» **Short exercise**: Transcribe the listing exactly, leaving out every picture.

» **Dataset extract**:

--

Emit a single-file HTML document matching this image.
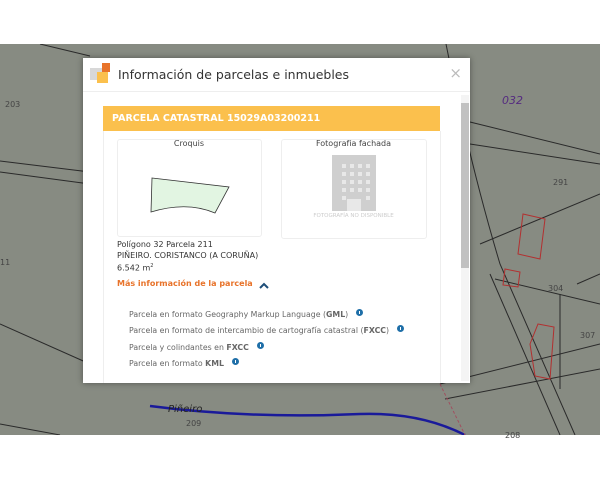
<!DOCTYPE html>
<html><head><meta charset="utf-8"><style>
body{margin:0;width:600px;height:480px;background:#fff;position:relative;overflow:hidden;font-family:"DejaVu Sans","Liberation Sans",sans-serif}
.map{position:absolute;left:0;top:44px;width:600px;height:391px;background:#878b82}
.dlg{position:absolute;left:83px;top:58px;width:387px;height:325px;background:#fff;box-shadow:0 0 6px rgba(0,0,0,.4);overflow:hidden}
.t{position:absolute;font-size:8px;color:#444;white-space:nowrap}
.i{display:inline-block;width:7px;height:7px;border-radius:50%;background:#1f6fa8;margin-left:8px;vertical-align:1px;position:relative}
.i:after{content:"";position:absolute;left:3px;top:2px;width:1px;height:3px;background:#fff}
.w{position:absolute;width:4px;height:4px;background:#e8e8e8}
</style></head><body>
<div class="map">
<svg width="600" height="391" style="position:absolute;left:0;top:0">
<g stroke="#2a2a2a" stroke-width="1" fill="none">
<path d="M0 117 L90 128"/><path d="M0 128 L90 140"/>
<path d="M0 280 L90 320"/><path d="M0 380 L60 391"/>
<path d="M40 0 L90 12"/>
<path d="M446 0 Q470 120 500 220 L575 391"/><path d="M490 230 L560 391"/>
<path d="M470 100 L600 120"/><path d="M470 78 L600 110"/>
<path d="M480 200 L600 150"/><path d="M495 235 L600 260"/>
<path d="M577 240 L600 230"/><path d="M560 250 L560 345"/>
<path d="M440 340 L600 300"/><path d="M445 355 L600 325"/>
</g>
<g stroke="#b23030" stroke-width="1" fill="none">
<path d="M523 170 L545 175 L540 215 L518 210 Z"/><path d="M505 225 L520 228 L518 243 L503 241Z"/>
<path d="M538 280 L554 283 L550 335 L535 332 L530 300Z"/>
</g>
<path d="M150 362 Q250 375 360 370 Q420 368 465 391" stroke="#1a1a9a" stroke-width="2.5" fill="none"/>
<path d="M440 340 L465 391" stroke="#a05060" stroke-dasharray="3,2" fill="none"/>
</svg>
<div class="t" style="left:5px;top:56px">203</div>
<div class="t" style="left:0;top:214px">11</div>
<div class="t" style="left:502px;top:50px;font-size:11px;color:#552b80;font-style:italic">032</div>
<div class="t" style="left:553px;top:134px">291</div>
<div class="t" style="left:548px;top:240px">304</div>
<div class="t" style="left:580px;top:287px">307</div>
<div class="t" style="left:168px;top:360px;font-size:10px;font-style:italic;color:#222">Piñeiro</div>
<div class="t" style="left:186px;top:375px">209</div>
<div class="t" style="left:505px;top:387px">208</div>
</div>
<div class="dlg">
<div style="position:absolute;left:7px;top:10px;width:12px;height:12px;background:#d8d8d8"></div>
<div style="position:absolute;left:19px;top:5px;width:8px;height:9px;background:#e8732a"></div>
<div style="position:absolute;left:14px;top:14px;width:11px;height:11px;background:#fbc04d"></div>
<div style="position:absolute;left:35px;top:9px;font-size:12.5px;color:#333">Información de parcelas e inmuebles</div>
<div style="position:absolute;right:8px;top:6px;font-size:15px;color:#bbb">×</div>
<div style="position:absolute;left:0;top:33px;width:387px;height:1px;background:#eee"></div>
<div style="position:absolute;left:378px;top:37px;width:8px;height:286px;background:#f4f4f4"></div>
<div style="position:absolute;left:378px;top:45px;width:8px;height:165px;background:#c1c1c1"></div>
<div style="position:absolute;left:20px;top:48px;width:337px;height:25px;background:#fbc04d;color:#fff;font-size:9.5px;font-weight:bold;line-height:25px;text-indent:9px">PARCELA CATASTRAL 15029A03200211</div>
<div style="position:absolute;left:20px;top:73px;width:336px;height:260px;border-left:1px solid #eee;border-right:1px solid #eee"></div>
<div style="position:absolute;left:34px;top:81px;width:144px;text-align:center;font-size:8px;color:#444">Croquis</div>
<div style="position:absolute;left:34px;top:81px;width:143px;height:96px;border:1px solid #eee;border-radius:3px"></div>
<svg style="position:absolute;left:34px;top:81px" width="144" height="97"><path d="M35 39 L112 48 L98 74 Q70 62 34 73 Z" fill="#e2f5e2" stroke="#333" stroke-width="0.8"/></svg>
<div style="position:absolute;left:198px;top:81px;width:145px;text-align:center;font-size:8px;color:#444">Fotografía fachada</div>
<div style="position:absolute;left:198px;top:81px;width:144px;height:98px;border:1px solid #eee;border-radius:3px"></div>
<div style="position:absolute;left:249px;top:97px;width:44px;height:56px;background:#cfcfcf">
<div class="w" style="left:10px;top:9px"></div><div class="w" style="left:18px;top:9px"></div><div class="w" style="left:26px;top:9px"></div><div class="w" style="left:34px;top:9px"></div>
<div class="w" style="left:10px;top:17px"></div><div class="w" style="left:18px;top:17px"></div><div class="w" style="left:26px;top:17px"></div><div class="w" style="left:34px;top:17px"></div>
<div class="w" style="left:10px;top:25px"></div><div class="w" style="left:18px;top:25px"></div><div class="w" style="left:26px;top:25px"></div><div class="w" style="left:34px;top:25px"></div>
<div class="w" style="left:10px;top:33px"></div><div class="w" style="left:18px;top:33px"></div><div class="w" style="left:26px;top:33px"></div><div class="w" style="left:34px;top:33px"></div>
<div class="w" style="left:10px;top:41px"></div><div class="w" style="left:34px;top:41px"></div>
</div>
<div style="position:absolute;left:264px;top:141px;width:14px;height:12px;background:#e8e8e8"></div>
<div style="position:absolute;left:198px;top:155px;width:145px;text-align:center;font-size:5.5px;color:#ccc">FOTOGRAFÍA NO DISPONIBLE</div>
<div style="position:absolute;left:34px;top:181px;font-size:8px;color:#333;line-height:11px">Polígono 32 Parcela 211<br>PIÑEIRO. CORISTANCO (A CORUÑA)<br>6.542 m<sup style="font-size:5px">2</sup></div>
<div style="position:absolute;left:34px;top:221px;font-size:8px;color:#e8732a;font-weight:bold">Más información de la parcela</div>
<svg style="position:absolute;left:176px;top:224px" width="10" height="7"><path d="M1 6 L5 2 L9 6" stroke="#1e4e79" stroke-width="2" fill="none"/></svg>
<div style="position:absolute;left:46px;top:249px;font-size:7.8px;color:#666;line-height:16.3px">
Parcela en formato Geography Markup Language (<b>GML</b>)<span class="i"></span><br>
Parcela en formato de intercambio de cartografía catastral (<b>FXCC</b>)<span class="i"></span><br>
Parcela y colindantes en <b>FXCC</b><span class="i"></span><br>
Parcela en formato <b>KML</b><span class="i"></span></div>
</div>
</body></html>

--

» **Written response**:
Emit a single-file HTML document matching this image.
<!DOCTYPE html>
<html><head><meta charset="utf-8"><style>
body{margin:0;width:600px;height:480px;background:#fff;position:relative;overflow:hidden;font-family:"DejaVu Sans","Liberation Sans",sans-serif}
.map{position:absolute;left:0;top:44px;width:600px;height:391px;background:#878b82}
.dlg{position:absolute;left:83px;top:58px;width:387px;height:325px;background:#fff;box-shadow:0 0 6px rgba(0,0,0,.4);overflow:hidden}
.t{position:absolute;font-size:8px;color:#444;white-space:nowrap}
.i{display:inline-block;width:7px;height:7px;border-radius:50%;background:#1f6fa8;margin-left:8px;vertical-align:1px;position:relative}
.i:after{content:"";position:absolute;left:3px;top:2px;width:1px;height:3px;background:#fff}
.w{position:absolute;width:4px;height:4px;background:#e8e8e8}
</style></head><body>
<div class="map">
<svg width="600" height="391" style="position:absolute;left:0;top:0">
<g stroke="#2a2a2a" stroke-width="1" fill="none">
<path d="M0 117 L90 128"/><path d="M0 128 L90 140"/>
<path d="M0 280 L90 320"/><path d="M0 380 L60 391"/>
<path d="M40 0 L90 12"/>
<path d="M446 0 Q470 120 500 220 L575 391"/><path d="M490 230 L560 391"/>
<path d="M470 100 L600 120"/><path d="M470 78 L600 110"/>
<path d="M480 200 L600 150"/><path d="M495 235 L600 260"/>
<path d="M577 240 L600 230"/><path d="M560 250 L560 345"/>
<path d="M440 340 L600 300"/><path d="M445 355 L600 325"/>
</g>
<g stroke="#b23030" stroke-width="1" fill="none">
<path d="M523 170 L545 175 L540 215 L518 210 Z"/><path d="M505 225 L520 228 L518 243 L503 241Z"/>
<path d="M538 280 L554 283 L550 335 L535 332 L530 300Z"/>
</g>
<path d="M150 362 Q250 375 360 370 Q420 368 465 391" stroke="#1a1a9a" stroke-width="2.5" fill="none"/>
<path d="M440 340 L465 391" stroke="#a05060" stroke-dasharray="3,2" fill="none"/>
</svg>
<div class="t" style="left:5px;top:56px">203</div>
<div class="t" style="left:0;top:214px">11</div>
<div class="t" style="left:502px;top:50px;font-size:11px;color:#552b80;font-style:italic">032</div>
<div class="t" style="left:553px;top:134px">291</div>
<div class="t" style="left:548px;top:240px">304</div>
<div class="t" style="left:580px;top:287px">307</div>
<div class="t" style="left:168px;top:360px;font-size:10px;font-style:italic;color:#222">Piñeiro</div>
<div class="t" style="left:186px;top:375px">209</div>
<div class="t" style="left:505px;top:387px">208</div>
</div>
<div class="dlg">
<div style="position:absolute;left:7px;top:10px;width:12px;height:12px;background:#d8d8d8"></div>
<div style="position:absolute;left:19px;top:5px;width:8px;height:9px;background:#e8732a"></div>
<div style="position:absolute;left:14px;top:14px;width:11px;height:11px;background:#fbc04d"></div>
<div style="position:absolute;left:35px;top:9px;font-size:12.5px;color:#333">Información de parcelas e inmuebles</div>
<div style="position:absolute;right:8px;top:6px;font-size:15px;color:#bbb">×</div>
<div style="position:absolute;left:0;top:33px;width:387px;height:1px;background:#eee"></div>
<div style="position:absolute;left:378px;top:37px;width:8px;height:286px;background:#f4f4f4"></div>
<div style="position:absolute;left:378px;top:45px;width:8px;height:165px;background:#c1c1c1"></div>
<div style="position:absolute;left:20px;top:48px;width:337px;height:25px;background:#fbc04d;color:#fff;font-size:9.5px;font-weight:bold;line-height:25px;text-indent:9px">PARCELA CATASTRAL 15029A03200211</div>
<div style="position:absolute;left:20px;top:73px;width:336px;height:260px;border-left:1px solid #eee;border-right:1px solid #eee"></div>
<div style="position:absolute;left:34px;top:81px;width:144px;text-align:center;font-size:8px;color:#444">Croquis</div>
<div style="position:absolute;left:34px;top:81px;width:143px;height:96px;border:1px solid #eee;border-radius:3px"></div>
<svg style="position:absolute;left:34px;top:81px" width="144" height="97"><path d="M35 39 L112 48 L98 74 Q70 62 34 73 Z" fill="#e2f5e2" stroke="#333" stroke-width="0.8"/></svg>
<div style="position:absolute;left:198px;top:81px;width:145px;text-align:center;font-size:8px;color:#444">Fotografía fachada</div>
<div style="position:absolute;left:198px;top:81px;width:144px;height:98px;border:1px solid #eee;border-radius:3px"></div>
<div style="position:absolute;left:249px;top:97px;width:44px;height:56px;background:#cfcfcf">
<div class="w" style="left:10px;top:9px"></div><div class="w" style="left:18px;top:9px"></div><div class="w" style="left:26px;top:9px"></div><div class="w" style="left:34px;top:9px"></div>
<div class="w" style="left:10px;top:17px"></div><div class="w" style="left:18px;top:17px"></div><div class="w" style="left:26px;top:17px"></div><div class="w" style="left:34px;top:17px"></div>
<div class="w" style="left:10px;top:25px"></div><div class="w" style="left:18px;top:25px"></div><div class="w" style="left:26px;top:25px"></div><div class="w" style="left:34px;top:25px"></div>
<div class="w" style="left:10px;top:33px"></div><div class="w" style="left:18px;top:33px"></div><div class="w" style="left:26px;top:33px"></div><div class="w" style="left:34px;top:33px"></div>
<div class="w" style="left:10px;top:41px"></div><div class="w" style="left:34px;top:41px"></div>
</div>
<div style="position:absolute;left:264px;top:141px;width:14px;height:12px;background:#e8e8e8"></div>
<div style="position:absolute;left:198px;top:155px;width:145px;text-align:center;font-size:5.5px;color:#ccc">FOTOGRAFÍA NO DISPONIBLE</div>
<div style="position:absolute;left:34px;top:181px;font-size:8px;color:#333;line-height:11px">Polígono 32 Parcela 211<br>PIÑEIRO. CORISTANCO (A CORUÑA)<br>6.542 m<sup style="font-size:5px">2</sup></div>
<div style="position:absolute;left:34px;top:221px;font-size:8px;color:#e8732a;font-weight:bold">Más información de la parcela</div>
<svg style="position:absolute;left:176px;top:224px" width="10" height="7"><path d="M1 6 L5 2 L9 6" stroke="#1e4e79" stroke-width="2" fill="none"/></svg>
<div style="position:absolute;left:46px;top:249px;font-size:7.8px;color:#666;line-height:16.3px">
Parcela en formato Geography Markup Language (<b>GML</b>)<span class="i"></span><br>
Parcela en formato de intercambio de cartografía catastral (<b>FXCC</b>)<span class="i"></span><br>
Parcela y colindantes en <b>FXCC</b><span class="i"></span><br>
Parcela en formato <b>KML</b><span class="i"></span></div>
</div>
</body></html>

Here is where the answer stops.